**AIM**
Select the lines below containing the word "index".

**SOURCE EXCERPT**
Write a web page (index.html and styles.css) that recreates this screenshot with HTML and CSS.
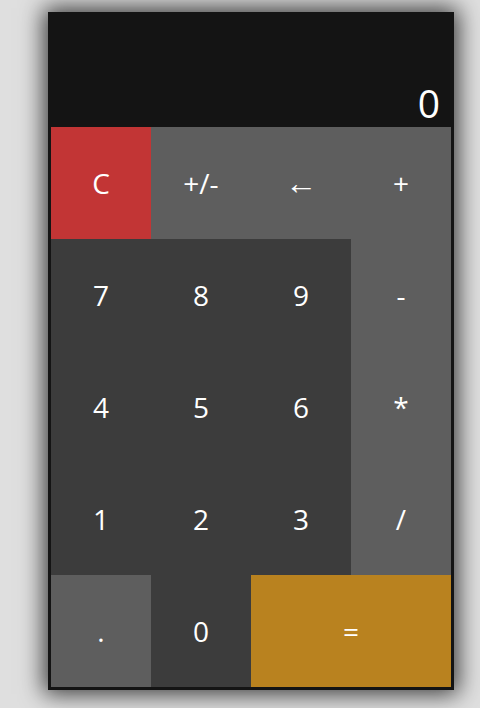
FILE: index.html
```html
<!DOCTYPE html>
<html>
<head>
<meta charset="utf-8">
<link rel="stylesheet" href="styles.css">
</head>
<body>
<div class="calc">
  <div class="display">0</div>
  <div class="keys">
    <div class="key red">C</div>
    <div class="key gray">+/-</div>
    <div class="key gray arrow">←</div>
    <div class="key gray">+</div>
    <div class="key dark">7</div>
    <div class="key dark">8</div>
    <div class="key dark">9</div>
    <div class="key gray">-</div>
    <div class="key dark">4</div>
    <div class="key dark">5</div>
    <div class="key dark">6</div>
    <div class="key gray">*</div>
    <div class="key dark">1</div>
    <div class="key dark">2</div>
    <div class="key dark">3</div>
    <div class="key gray">/</div>
    <div class="key gray">.</div>
    <div class="key dark">0</div>
    <div class="key gold wide">=</div>
  </div>
</div>
</body>
</html>
```
FILE: styles.css
```css
html {
  margin: 0;
  padding: 0;
  height: 100%;
  background: #dfdfdf;
}
body {
  margin: 0;
  min-height: 100%;
  box-sizing: border-box;
  padding: 12px 0 0 48px;
  background: #dfdfdf;
  font-family: "Open Sans", "DejaVu Sans", sans-serif;
}
.calc {
  width: 400px;
  border: 3px solid #141414;
  background: #141414;
  box-shadow: 0 0 22px 4px rgba(0, 0, 0, 0.75);
  display: flex;
  flex-direction: column;
}
.display {
  height: 112px;
  box-sizing: border-box;
  color: #fff;
  font-size: 39px;
  line-height: 1;
  display: flex;
  align-items: flex-end;
  justify-content: flex-end;
  padding: 0 11px 5px 0;
}
.keys {
  display: grid;
  grid-template-columns: repeat(4, 100px);
  grid-auto-rows: 112px;
}
.key {
  display: flex;
  align-items: center;
  justify-content: center;
  color: #fff;
  font-size: 28px;
}
.arrow {
  font-family: "Liberation Sans", sans-serif;
  font-size: 32px;
}
.red { background: #c23535; }
.gray { background: #5e5e5e; }
.dark { background: #3c3c3c; }
.gold { background: #b9821f; }
.wide { grid-column: span 2; }
```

**EXPECTED OUTPUT**
Write a web page (index.html and styles.css) that recreates this screenshot with HTML and CSS.
FILE: index.html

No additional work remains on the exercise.